Permian methane emissions return to pre-pandemic levels
HOUSTON (Bloomberg) --One rather grim data point in the economic recovery from the pandemic: Methane emissions from America’s largest oil field have rebounded.
Pollution from the Permian basin dropped 60% from March to April last year as oil producers shut in wells and cut back on new ones due to tumbling crude prices, according to the non-profit Environmental Defense Fund. But methane emissions are now back at pre-pandemic levels as drilling ramps up, EDF said, citing data from its Permian Methane Analysis Project.

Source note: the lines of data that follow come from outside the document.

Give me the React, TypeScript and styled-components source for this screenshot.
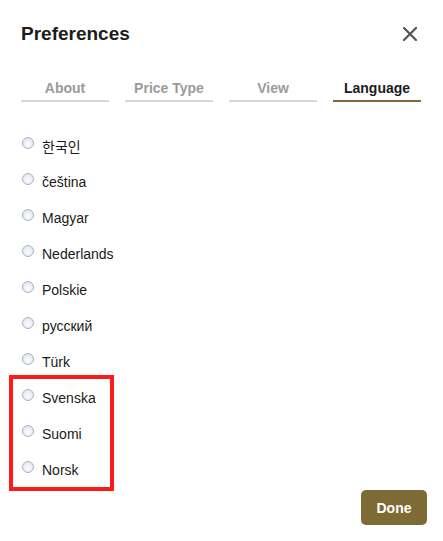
import { useState } from 'react';
import styled, { createGlobalStyle } from 'styled-components';

const GlobalStyle = createGlobalStyle`
  html, body {
    margin: 0;
    padding: 0;
    background: #fff;
  }
  body {
    font-family: "Liberation Sans", Arial, "Noto Sans CJK KR", sans-serif;
    color: #1c1c1c;
  }
`;

const Panel = styled.div`
  width: 443px;
  height: 541px;
  box-sizing: border-box;
  padding: 17px 16px 0 21px;
  display: flex;
  flex-direction: column;
`;

const Header = styled.header`
  display: flex;
  align-items: center;
  justify-content: space-between;
  height: 34px;
`;

const Title = styled.h1`
  margin: 0;
  font-size: 19px;
  line-height: 24px;
  font-weight: 700;
  color: #1c1c1c;
`;

const CloseButton = styled.button`
  width: 34px;
  height: 34px;
  padding: 0;
  border: 0;
  background: transparent;
  display: flex;
  align-items: center;
  justify-content: center;
  cursor: pointer;
  color: #555;
`;

const Tabs = styled.nav`
  display: grid;
  grid-template-columns: repeat(4, 88px);
  column-gap: 16px;
  margin-top: 29px;
`;

const Tab = styled.button<{ $active?: boolean }>`
  border: 0;
  background: transparent;
  padding: 0 0 3px;
  font-family: inherit;
  font-size: 14px;
  line-height: 17px;
  font-weight: 700;
  color: ${({ $active }) => ($active ? '#1c1c1c' : '#9b9b9b')};
  border-bottom: 2px solid ${({ $active }) => ($active ? '#7e6a33' : '#d8d8d8')};
  cursor: pointer;
`;

const List = styled.div`
  margin-top: 25px;
  display: flex;
  flex-direction: column;
`;

const Highlight = styled.div`
  width: 105px;
  box-sizing: border-box;
  margin: -4px 0 -4px -12px;
  padding-left: 8px;
  border: 4px solid #ff1a1a;
`;

const Row = styled.label`
  height: 36px;
  display: flex;
  align-items: center;
  gap: 8px;
  padding-left: 1px;
  padding-top: 1px;
  box-sizing: border-box;
  font-size: 14px;
  color: #1a1a1a;
  cursor: pointer;
  white-space: nowrap;
`;

const Radio = styled.input.attrs({ type: 'radio' })`
  appearance: none;
  -webkit-appearance: none;
  margin: 0 0 5px;
  width: 12px;
  height: 12px;
  flex: none;
  border-radius: 50%;
  border: 1px solid #aeb3c0;
  background: radial-gradient(circle at 50% 60%, #fdfdff 0%, #e2e9f4 70%, #d2d9e6 100%);
  box-sizing: border-box;
  &:checked {
    background: radial-gradient(circle, #fff 0 2px, #4a8ff0 3px);
    border-color: #3b7be0;
  }
`;

const Footer = styled.footer`
  display: flex;
  justify-content: flex-end;
  margin-top: 3px;
`;

const DoneButton = styled.button`
  width: 66px;
  height: 35px;
  border: 0;
  border-radius: 5px;
  background: #7e6a35;
  color: #fff;
  font-family: inherit;
  font-size: 14px;
  font-weight: 700;
  cursor: pointer;
`;

const tabs = ['About', 'Price Type', 'View', 'Language'];
const languages = ['한국인', 'čeština', 'Magyar', 'Nederlands', 'Polskie', 'русский', 'Türk'];
const marked = ['Svenska', 'Suomi', 'Norsk'];

export default function App() {
  const [tab, setTab] = useState('Language');
  const [lang, setLang] = useState('');

  const renderRow = (name: string) => (
    <Row key={name}>
      <Radio name="lang" checked={lang === name} onChange={() => setLang(name)} />
      {name}
    </Row>
  );

  return (
    <>
      <GlobalStyle />
      <Panel>
        <Header>
          <Title>Preferences</Title>
          <CloseButton aria-label="Close">
            <svg width="14" height="14" viewBox="0 0 14 14">
              <path d="M1 1L13 13M13 1L1 13" stroke="currentColor" strokeWidth="2.2" strokeLinecap="round" />
            </svg>
          </CloseButton>
        </Header>
        <Tabs>
          {tabs.map((t) => (
            <Tab key={t} $active={tab === t} onClick={() => setTab(t)}>
              {t}
            </Tab>
          ))}
        </Tabs>
        <List>
          {languages.map(renderRow)}
          <Highlight>{marked.map(renderRow)}</Highlight>
        </List>
        <Footer>
          <DoneButton>Done</DoneButton>
        </Footer>
      </Panel>
    </>
  );
}
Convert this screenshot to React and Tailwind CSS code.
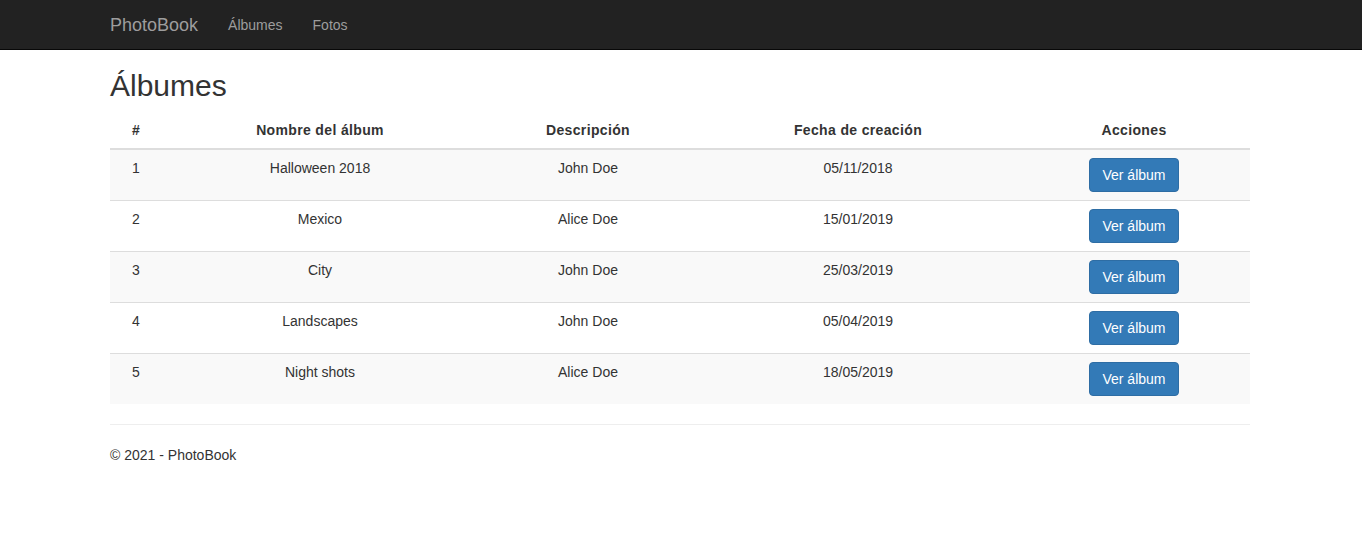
import React from 'react';

const albums = [
  { id: 1, name: 'Halloween 2018', owner: 'John Doe', date: '05/11/2018' },
  { id: 2, name: 'Mexico', owner: 'Alice Doe', date: '15/01/2019' },
  { id: 3, name: 'City', owner: 'John Doe', date: '25/03/2019' },
  { id: 4, name: 'Landscapes', owner: 'John Doe', date: '05/04/2019' },
  { id: 5, name: 'Night shots', owner: 'Alice Doe', date: '18/05/2019' },
];

const App = () => {
  return (
    <div className="min-h-screen bg-white text-[14px] leading-[20px] text-[#333] font-['Liberation_Sans',Arial,sans-serif]">
      {/* Navbar */}
      <nav className="h-[50px] bg-[#222] border-b border-[#080808]">
        <div className="w-[1170px] mx-auto pl-[14px] pr-[16px] flex items-center h-full">
          <a href="#" className="text-[18px] leading-[20px] text-[#9d9d9d] py-[15px] pr-[15px]">PhotoBook</a>
          <a href="#" className="text-[#9d9d9d] px-[15px] py-[15px]">Álbumes</a>
          <a href="#" className="text-[#9d9d9d] px-[15px] py-[15px]">Fotos</a>
        </div>
      </nav>

      <div className="w-[1170px] mx-auto pl-[14px] pr-[16px]">
        <h2 className="text-[30px] leading-[33px] font-normal mt-[19px] mb-[10px]">Álbumes</h2>

        <table className="w-full border-collapse mb-[20px] text-center">
          <thead>
            <tr className="tracking-[0.35px]">
              <th className="w-[52px] p-[8px] font-bold border-b-2 border-[#ddd]">#</th>
              <th className="w-[316px] p-[8px] font-bold border-b-2 border-[#ddd]">Nombre del álbum</th>
              <th className="w-[220px] p-[8px] font-bold border-b-2 border-[#ddd]">Descripción</th>
              <th className="w-[320px] p-[8px] font-bold border-b-2 border-[#ddd]">Fecha de creación</th>
              <th className="w-[232px] p-[8px] font-bold border-b-2 border-[#ddd]">Acciones</th>
            </tr>
          </thead>
          <tbody>
            {albums.map((a, i) => (
              <tr key={a.id} className={i % 2 === 0 ? 'bg-[#f9f9f9]' : 'bg-white'}>
                <td className={`p-[8px] align-top ${i > 0 ? 'border-t border-[#ddd]' : ''}`}>{a.id}</td>
                <td className={`p-[8px] align-top ${i > 0 ? 'border-t border-[#ddd]' : ''}`}>{a.name}</td>
                <td className={`p-[8px] align-top ${i > 0 ? 'border-t border-[#ddd]' : ''}`}>{a.owner}</td>
                <td className={`p-[8px] align-top ${i > 0 ? 'border-t border-[#ddd]' : ''}`}>{a.date}</td>
                <td className={`p-[8px] align-top ${i > 0 ? 'border-t border-[#ddd]' : ''}`}>
                  <button className="px-[12px] py-[6px] text-white bg-[#337ab7] border border-[#2e6da4] rounded-[4px] leading-[20px]">
                    Ver álbum
                  </button>
                </td>
              </tr>
            ))}
          </tbody>
        </table>

        <hr className="mt-[20px] mb-[20px] border-0 border-t border-[#eee]" />
        <footer>
          <p className="mb-[10px]">© 2021 - PhotoBook</p>
        </footer>
      </div>
    </div>
  );
};

export default App;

Methane is about 80 times more potent than carbon dioxide over its first two decades in the atmosphere, and President Joe Biden has made eliminating emissions of the gas a priority. But doing so requires regulatory oversight and large investments in pipelines across America’s shale fields, where it’s often cheaper for producers often burn or release gas extracted as a byproduct of more-valuable crude.
Most large producers have pledged to clean up their operations by ending routine flaring, or burning gas, and employ better leak detection methods. Despite this, EDF has found methane emissions to be a persistent problem as it conducts a large-scale study of pollution in the Permian, which stretches across West Texas and southeastern New Mexico.
“Operators in the Permian have historically produced more gas than the region’s facilities – including both upstream and midstream – can manage, straining the system and resulting in the highest emissions observed from any U.S. oil and gas basin,” EDF said in a statement. This “can no longer fly under the policy radar,” said EDF scientist David Lyon.